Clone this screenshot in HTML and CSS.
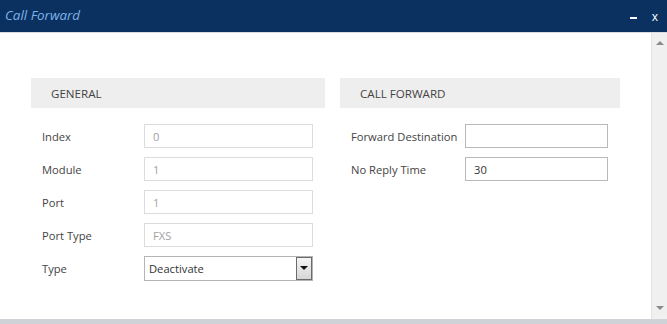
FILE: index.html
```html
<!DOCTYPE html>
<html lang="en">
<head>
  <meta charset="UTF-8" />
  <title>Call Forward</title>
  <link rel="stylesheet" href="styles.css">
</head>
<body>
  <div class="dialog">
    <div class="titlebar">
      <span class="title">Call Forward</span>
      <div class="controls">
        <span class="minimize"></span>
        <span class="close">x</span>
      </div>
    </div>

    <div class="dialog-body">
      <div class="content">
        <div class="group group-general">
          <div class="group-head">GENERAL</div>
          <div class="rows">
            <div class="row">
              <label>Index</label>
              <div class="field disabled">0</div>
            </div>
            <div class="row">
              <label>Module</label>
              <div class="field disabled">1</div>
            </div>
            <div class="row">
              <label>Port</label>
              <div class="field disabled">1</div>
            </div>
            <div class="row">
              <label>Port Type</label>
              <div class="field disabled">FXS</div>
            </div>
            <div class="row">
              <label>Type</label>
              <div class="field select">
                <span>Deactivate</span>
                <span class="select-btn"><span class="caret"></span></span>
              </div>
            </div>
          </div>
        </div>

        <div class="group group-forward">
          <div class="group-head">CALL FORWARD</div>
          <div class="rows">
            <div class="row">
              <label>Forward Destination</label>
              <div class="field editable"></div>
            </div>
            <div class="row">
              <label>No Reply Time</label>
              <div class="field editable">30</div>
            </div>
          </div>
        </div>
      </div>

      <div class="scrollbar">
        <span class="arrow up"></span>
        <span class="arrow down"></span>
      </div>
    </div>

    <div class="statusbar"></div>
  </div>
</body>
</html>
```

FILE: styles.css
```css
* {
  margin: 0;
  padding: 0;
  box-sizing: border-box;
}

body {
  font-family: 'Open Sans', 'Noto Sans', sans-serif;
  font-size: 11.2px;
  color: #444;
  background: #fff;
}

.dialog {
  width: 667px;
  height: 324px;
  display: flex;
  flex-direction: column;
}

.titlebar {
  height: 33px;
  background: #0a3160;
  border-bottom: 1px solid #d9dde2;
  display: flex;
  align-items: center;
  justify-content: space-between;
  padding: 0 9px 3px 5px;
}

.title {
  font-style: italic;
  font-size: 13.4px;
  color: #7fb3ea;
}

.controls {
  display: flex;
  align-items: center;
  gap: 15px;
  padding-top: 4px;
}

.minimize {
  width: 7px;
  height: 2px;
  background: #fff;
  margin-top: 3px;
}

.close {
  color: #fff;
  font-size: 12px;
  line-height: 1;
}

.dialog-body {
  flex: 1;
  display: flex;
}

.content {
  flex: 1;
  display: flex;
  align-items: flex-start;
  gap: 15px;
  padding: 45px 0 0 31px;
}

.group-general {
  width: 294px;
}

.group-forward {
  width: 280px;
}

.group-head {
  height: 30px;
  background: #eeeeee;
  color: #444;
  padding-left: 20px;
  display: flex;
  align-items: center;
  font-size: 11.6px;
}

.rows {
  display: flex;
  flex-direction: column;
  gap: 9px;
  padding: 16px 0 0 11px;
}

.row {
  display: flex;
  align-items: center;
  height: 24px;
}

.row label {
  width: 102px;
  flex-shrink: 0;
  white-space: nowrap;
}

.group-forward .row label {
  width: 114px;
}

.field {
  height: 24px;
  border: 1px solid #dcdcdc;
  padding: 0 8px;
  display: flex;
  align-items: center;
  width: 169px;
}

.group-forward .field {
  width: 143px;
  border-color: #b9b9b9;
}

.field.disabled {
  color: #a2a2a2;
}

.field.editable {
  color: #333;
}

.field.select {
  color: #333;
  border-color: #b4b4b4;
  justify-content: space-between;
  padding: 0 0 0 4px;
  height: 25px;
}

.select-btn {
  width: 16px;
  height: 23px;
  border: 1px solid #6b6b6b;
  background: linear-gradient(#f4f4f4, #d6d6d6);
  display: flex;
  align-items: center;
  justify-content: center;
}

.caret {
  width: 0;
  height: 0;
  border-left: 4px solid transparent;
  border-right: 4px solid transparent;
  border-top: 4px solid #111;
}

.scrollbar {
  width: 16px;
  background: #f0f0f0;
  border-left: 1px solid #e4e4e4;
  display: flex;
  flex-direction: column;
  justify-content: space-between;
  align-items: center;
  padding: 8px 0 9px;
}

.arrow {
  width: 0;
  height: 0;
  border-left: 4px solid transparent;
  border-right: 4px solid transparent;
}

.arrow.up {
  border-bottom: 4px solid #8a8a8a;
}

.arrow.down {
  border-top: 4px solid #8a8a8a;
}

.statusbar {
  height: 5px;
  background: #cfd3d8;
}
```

■ ■ ■ ■ ■ ■ ■

Leave the images out, please, and restate each line word for word.

● Finished task:
Clone this screenshot in HTML and CSS.
FILE: index.html
```html
<!DOCTYPE html>
<html lang="en">
<head>
  <meta charset="UTF-8" />
  <title>Call Forward</title>
  <link rel="stylesheet" href="styles.css">
</head>
<body>
  <div class="dialog">
    <div class="titlebar">
      <span class="title">Call Forward</span>
      <div class="controls">
        <span class="minimize"></span>
        <span class="close">x</span>
      </div>
    </div>

    <div class="dialog-body">
      <div class="content">
        <div class="group group-general">
          <div class="group-head">GENERAL</div>
          <div class="rows">
            <div class="row">
              <label>Index</label>
              <div class="field disabled">0</div>
            </div>
            <div class="row">
              <label>Module</label>
              <div class="field disabled">1</div>
            </div>
            <div class="row">
              <label>Port</label>
              <div class="field disabled">1</div>
            </div>
            <div class="row">
              <label>Port Type</label>
              <div class="field disabled">FXS</div>
            </div>
            <div class="row">
              <label>Type</label>
              <div class="field select">
                <span>Deactivate</span>
                <span class="select-btn"><span class="caret"></span></span>
              </div>
            </div>
          </div>
        </div>

        <div class="group group-forward">
          <div class="group-head">CALL FORWARD</div>
          <div class="rows">
            <div class="row">
              <label>Forward Destination</label>
              <div class="field editable"></div>
            </div>
            <div class="row">
              <label>No Reply Time</label>
              <div class="field editable">30</div>
            </div>
          </div>
        </div>
      </div>

      <div class="scrollbar">
        <span class="arrow up"></span>
        <span class="arrow down"></span>
      </div>
    </div>

    <div class="statusbar"></div>
  </div>
</body>
</html>
```

FILE: styles.css
```css
* {
  margin: 0;
  padding: 0;
  box-sizing: border-box;
}

body {
  font-family: 'Open Sans', 'Noto Sans', sans-serif;
  font-size: 11.2px;
  color: #444;
  background: #fff;
}

.dialog {
  width: 667px;
  height: 324px;
  display: flex;
  flex-direction: column;
}

.titlebar {
  height: 33px;
  background: #0a3160;
  border-bottom: 1px solid #d9dde2;
  display: flex;
  align-items: center;
  justify-content: space-between;
  padding: 0 9px 3px 5px;
}

.title {
  font-style: italic;
  font-size: 13.4px;
  color: #7fb3ea;
}

.controls {
  display: flex;
  align-items: center;
  gap: 15px;
  padding-top: 4px;
}

.minimize {
  width: 7px;
  height: 2px;
  background: #fff;
  margin-top: 3px;
}

.close {
  color: #fff;
  font-size: 12px;
  line-height: 1;
}

.dialog-body {
  flex: 1;
  display: flex;
}

.content {
  flex: 1;
  display: flex;
  align-items: flex-start;
  gap: 15px;
  padding: 45px 0 0 31px;
}

.group-general {
  width: 294px;
}

.group-forward {
  width: 280px;
}

.group-head {
  height: 30px;
  background: #eeeeee;
  color: #444;
  padding-left: 20px;
  display: flex;
  align-items: center;
  font-size: 11.6px;
}

.rows {
  display: flex;
  flex-direction: column;
  gap: 9px;
  padding: 16px 0 0 11px;
}

.row {
  display: flex;
  align-items: center;
  height: 24px;
}

.row label {
  width: 102px;
  flex-shrink: 0;
  white-space: nowrap;
}

.group-forward .row label {
  width: 114px;
}

.field {
  height: 24px;
  border: 1px solid #dcdcdc;
  padding: 0 8px;
  display: flex;
  align-items: center;
  width: 169px;
}

.group-forward .field {
  width: 143px;
  border-color: #b9b9b9;
}

.field.disabled {
  color: #a2a2a2;
}

.field.editable {
  color: #333;
}

.field.select {
  color: #333;
  border-color: #b4b4b4;
  justify-content: space-between;
  padding: 0 0 0 4px;
  height: 25px;
}

.select-btn {
  width: 16px;
  height: 23px;
  border: 1px solid #6b6b6b;
  background: linear-gradient(#f4f4f4, #d6d6d6);
  display: flex;
  align-items: center;
  justify-content: center;
}

.caret {
  width: 0;
  height: 0;
  border-left: 4px solid transparent;
  border-right: 4px solid transparent;
  border-top: 4px solid #111;
}

.scrollbar {
  width: 16px;
  background: #f0f0f0;
  border-left: 1px solid #e4e4e4;
  display: flex;
  flex-direction: column;
  justify-content: space-between;
  align-items: center;
  padding: 8px 0 9px;
}

.arrow {
  width: 0;
  height: 0;
  border-left: 4px solid transparent;
  border-right: 4px solid transparent;
}

.arrow.up {
  border-bottom: 4px solid #8a8a8a;
}

.arrow.down {
  border-top: 4px solid #8a8a8a;
}

.statusbar {
  height: 5px;
  background: #cfd3d8;
}
```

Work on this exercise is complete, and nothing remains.